### DATA BLOCK ###
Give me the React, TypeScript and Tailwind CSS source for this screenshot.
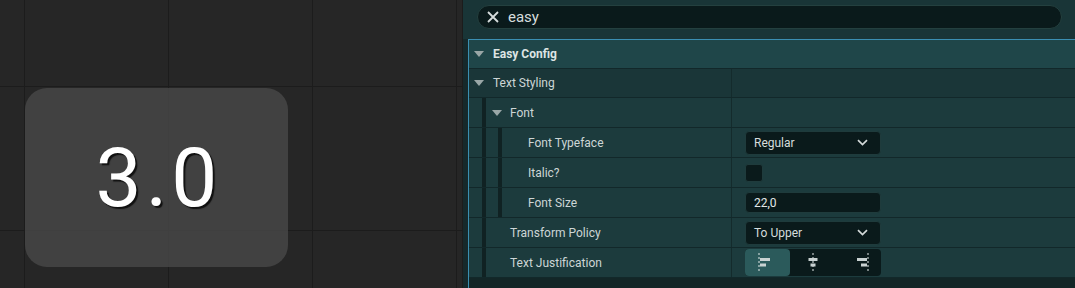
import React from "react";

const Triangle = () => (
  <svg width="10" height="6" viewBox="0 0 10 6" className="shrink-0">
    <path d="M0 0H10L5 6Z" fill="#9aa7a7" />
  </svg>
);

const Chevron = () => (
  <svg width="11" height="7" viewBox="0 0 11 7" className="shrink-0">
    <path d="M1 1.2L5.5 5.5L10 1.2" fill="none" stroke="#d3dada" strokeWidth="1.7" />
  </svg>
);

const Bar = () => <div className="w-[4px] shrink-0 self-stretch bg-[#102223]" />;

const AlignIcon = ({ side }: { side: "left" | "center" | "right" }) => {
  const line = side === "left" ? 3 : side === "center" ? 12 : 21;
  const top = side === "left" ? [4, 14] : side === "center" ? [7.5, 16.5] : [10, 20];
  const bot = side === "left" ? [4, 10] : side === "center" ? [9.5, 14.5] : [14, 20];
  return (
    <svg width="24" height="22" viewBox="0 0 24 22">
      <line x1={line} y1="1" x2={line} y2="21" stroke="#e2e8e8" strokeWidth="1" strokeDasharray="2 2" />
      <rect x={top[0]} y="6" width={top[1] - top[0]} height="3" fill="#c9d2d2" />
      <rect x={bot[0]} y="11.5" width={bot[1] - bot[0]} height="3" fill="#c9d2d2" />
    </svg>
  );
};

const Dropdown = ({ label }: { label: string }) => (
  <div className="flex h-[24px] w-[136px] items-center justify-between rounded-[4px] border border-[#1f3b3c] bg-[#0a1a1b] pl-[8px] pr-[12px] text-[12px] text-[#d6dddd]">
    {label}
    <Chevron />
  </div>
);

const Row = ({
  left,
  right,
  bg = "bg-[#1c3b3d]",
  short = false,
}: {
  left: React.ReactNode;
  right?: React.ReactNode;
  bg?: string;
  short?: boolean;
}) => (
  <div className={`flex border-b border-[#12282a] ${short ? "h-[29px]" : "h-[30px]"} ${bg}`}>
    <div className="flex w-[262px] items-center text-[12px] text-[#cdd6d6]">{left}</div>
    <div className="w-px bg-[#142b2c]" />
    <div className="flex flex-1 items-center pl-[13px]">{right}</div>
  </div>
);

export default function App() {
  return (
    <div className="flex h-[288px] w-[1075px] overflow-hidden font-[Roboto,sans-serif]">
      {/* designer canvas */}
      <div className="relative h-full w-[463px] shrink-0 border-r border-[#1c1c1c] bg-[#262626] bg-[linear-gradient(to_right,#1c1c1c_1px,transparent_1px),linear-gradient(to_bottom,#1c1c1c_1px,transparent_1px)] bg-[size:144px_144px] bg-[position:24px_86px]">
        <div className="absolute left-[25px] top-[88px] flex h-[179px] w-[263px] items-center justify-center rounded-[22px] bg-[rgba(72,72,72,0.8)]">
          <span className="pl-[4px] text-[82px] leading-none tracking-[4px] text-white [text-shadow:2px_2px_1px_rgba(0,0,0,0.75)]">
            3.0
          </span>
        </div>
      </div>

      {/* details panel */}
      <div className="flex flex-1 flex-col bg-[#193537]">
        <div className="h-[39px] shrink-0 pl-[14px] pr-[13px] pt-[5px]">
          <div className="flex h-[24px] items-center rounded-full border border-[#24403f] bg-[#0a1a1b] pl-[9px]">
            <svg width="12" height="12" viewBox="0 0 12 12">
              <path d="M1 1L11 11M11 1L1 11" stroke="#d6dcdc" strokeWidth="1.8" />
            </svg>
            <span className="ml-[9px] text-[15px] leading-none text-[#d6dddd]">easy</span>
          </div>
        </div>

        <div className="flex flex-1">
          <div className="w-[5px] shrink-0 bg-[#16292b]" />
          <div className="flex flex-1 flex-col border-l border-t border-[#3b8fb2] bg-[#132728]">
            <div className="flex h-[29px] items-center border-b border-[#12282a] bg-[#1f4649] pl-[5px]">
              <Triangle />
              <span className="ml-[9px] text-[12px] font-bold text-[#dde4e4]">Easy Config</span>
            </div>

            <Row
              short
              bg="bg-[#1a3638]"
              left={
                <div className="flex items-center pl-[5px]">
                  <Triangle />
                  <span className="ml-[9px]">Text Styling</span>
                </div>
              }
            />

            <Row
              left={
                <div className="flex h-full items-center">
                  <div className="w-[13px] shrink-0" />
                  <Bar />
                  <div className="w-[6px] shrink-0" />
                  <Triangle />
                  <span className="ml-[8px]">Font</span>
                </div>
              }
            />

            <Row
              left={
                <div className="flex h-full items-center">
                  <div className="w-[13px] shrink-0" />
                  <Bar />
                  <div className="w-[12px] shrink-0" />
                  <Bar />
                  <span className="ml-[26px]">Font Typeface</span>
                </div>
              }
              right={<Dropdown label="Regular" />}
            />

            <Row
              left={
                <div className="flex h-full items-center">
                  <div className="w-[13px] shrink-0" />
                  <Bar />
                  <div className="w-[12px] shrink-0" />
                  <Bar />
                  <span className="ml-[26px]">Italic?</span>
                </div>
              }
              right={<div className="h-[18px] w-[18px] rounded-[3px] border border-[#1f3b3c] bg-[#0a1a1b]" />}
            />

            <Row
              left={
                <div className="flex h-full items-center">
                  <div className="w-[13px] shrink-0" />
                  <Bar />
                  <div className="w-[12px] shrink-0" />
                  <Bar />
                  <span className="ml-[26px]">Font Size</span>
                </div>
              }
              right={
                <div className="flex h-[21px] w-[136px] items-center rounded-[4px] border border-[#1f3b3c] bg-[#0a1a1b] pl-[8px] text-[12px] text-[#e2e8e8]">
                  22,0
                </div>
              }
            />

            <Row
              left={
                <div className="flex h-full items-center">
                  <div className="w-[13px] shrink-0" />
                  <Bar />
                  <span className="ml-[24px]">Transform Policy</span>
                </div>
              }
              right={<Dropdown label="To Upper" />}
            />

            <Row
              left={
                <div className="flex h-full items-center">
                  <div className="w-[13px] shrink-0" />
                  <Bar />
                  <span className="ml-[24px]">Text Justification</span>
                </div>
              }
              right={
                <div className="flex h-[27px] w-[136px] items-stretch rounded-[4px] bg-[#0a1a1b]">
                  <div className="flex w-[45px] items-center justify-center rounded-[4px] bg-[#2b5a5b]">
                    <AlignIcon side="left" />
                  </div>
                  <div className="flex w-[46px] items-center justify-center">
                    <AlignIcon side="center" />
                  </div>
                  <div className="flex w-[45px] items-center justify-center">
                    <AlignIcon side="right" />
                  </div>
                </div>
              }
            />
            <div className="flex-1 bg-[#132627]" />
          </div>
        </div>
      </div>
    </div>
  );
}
###
> **WHAT THE TASK ASKS**: Reproduce the material in its entirety and word for word, without the pictures.

> **WRITTEN SOLUTION**:
Give me the React, TypeScript and Tailwind CSS source for this screenshot.
import React from "react";

const Triangle = () => (
  <svg width="10" height="6" viewBox="0 0 10 6" className="shrink-0">
    <path d="M0 0H10L5 6Z" fill="#9aa7a7" />
  </svg>
);

const Chevron = () => (
  <svg width="11" height="7" viewBox="0 0 11 7" className="shrink-0">
    <path d="M1 1.2L5.5 5.5L10 1.2" fill="none" stroke="#d3dada" strokeWidth="1.7" />
  </svg>
);

const Bar = () => <div className="w-[4px] shrink-0 self-stretch bg-[#102223]" />;

const AlignIcon = ({ side }: { side: "left" | "center" | "right" }) => {
  const line = side === "left" ? 3 : side === "center" ? 12 : 21;
  const top = side === "left" ? [4, 14] : side === "center" ? [7.5, 16.5] : [10, 20];
  const bot = side === "left" ? [4, 10] : side === "center" ? [9.5, 14.5] : [14, 20];
  return (
    <svg width="24" height="22" viewBox="0 0 24 22">
      <line x1={line} y1="1" x2={line} y2="21" stroke="#e2e8e8" strokeWidth="1" strokeDasharray="2 2" />
      <rect x={top[0]} y="6" width={top[1] - top[0]} height="3" fill="#c9d2d2" />
      <rect x={bot[0]} y="11.5" width={bot[1] - bot[0]} height="3" fill="#c9d2d2" />
    </svg>
  );
};

const Dropdown = ({ label }: { label: string }) => (
  <div className="flex h-[24px] w-[136px] items-center justify-between rounded-[4px] border border-[#1f3b3c] bg-[#0a1a1b] pl-[8px] pr-[12px] text-[12px] text-[#d6dddd]">
    {label}
    <Chevron />
  </div>
);

const Row = ({
  left,
  right,
  bg = "bg-[#1c3b3d]",
  short = false,
}: {
  left: React.ReactNode;
  right?: React.ReactNode;
  bg?: string;
  short?: boolean;
}) => (
  <div className={`flex border-b border-[#12282a] ${short ? "h-[29px]" : "h-[30px]"} ${bg}`}>
    <div className="flex w-[262px] items-center text-[12px] text-[#cdd6d6]">{left}</div>
    <div className="w-px bg-[#142b2c]" />
    <div className="flex flex-1 items-center pl-[13px]">{right}</div>
  </div>
);

export default function App() {
  return (
    <div className="flex h-[288px] w-[1075px] overflow-hidden font-[Roboto,sans-serif]">
      {/* designer canvas */}
      <div className="relative h-full w-[463px] shrink-0 border-r border-[#1c1c1c] bg-[#262626] bg-[linear-gradient(to_right,#1c1c1c_1px,transparent_1px),linear-gradient(to_bottom,#1c1c1c_1px,transparent_1px)] bg-[size:144px_144px] bg-[position:24px_86px]">
        <div className="absolute left-[25px] top-[88px] flex h-[179px] w-[263px] items-center justify-center rounded-[22px] bg-[rgba(72,72,72,0.8)]">
          <span className="pl-[4px] text-[82px] leading-none tracking-[4px] text-white [text-shadow:2px_2px_1px_rgba(0,0,0,0.75)]">
            3.0
          </span>
        </div>
      </div>

      {/* details panel */}
      <div className="flex flex-1 flex-col bg-[#193537]">
        <div className="h-[39px] shrink-0 pl-[14px] pr-[13px] pt-[5px]">
          <div className="flex h-[24px] items-center rounded-full border border-[#24403f] bg-[#0a1a1b] pl-[9px]">
            <svg width="12" height="12" viewBox="0 0 12 12">
              <path d="M1 1L11 11M11 1L1 11" stroke="#d6dcdc" strokeWidth="1.8" />
            </svg>
            <span className="ml-[9px] text-[15px] leading-none text-[#d6dddd]">easy</span>
          </div>
        </div>

        <div className="flex flex-1">
          <div className="w-[5px] shrink-0 bg-[#16292b]" />
          <div className="flex flex-1 flex-col border-l border-t border-[#3b8fb2] bg-[#132728]">
            <div className="flex h-[29px] items-center border-b border-[#12282a] bg-[#1f4649] pl-[5px]">
              <Triangle />
              <span className="ml-[9px] text-[12px] font-bold text-[#dde4e4]">Easy Config</span>
            </div>

            <Row
              short
              bg="bg-[#1a3638]"
              left={
                <div className="flex items-center pl-[5px]">
                  <Triangle />
                  <span className="ml-[9px]">Text Styling</span>
                </div>
              }
            />

            <Row
              left={
                <div className="flex h-full items-center">
                  <div className="w-[13px] shrink-0" />
                  <Bar />
                  <div className="w-[6px] shrink-0" />
                  <Triangle />
                  <span className="ml-[8px]">Font</span>
                </div>
              }
            />

            <Row
              left={
                <div className="flex h-full items-center">
                  <div className="w-[13px] shrink-0" />
                  <Bar />
                  <div className="w-[12px] shrink-0" />
                  <Bar />
                  <span className="ml-[26px]">Font Typeface</span>
                </div>
              }
              right={<Dropdown label="Regular" />}
            />

            <Row
              left={
                <div className="flex h-full items-center">
                  <div className="w-[13px] shrink-0" />
                  <Bar />
                  <div className="w-[12px] shrink-0" />
                  <Bar />
                  <span className="ml-[26px]">Italic?</span>
                </div>
              }
              right={<div className="h-[18px] w-[18px] rounded-[3px] border border-[#1f3b3c] bg-[#0a1a1b]" />}
            />

            <Row
              left={
                <div className="flex h-full items-center">
                  <div className="w-[13px] shrink-0" />
                  <Bar />
                  <div className="w-[12px] shrink-0" />
                  <Bar />
                  <span className="ml-[26px]">Font Size</span>
                </div>
              }
              right={
                <div className="flex h-[21px] w-[136px] items-center rounded-[4px] border border-[#1f3b3c] bg-[#0a1a1b] pl-[8px] text-[12px] text-[#e2e8e8]">
                  22,0
                </div>
              }
            />

            <Row
              left={
                <div className="flex h-full items-center">
                  <div className="w-[13px] shrink-0" />
                  <Bar />
                  <span className="ml-[24px]">Transform Policy</span>
                </div>
              }
              right={<Dropdown label="To Upper" />}
            />

            <Row
              left={
                <div className="flex h-full items-center">
                  <div className="w-[13px] shrink-0" />
                  <Bar />
                  <span className="ml-[24px]">Text Justification</span>
                </div>
              }
              right={
                <div className="flex h-[27px] w-[136px] items-stretch rounded-[4px] bg-[#0a1a1b]">
                  <div className="flex w-[45px] items-center justify-center rounded-[4px] bg-[#2b5a5b]">
                    <AlignIcon side="left" />
                  </div>
                  <div className="flex w-[46px] items-center justify-center">
                    <AlignIcon side="center" />
                  </div>
                  <div className="flex w-[45px] items-center justify-center">
                    <AlignIcon side="right" />
                  </div>
                </div>
              }
            />
            <div className="flex-1 bg-[#132627]" />
          </div>
        </div>
      </div>
    </div>
  );
}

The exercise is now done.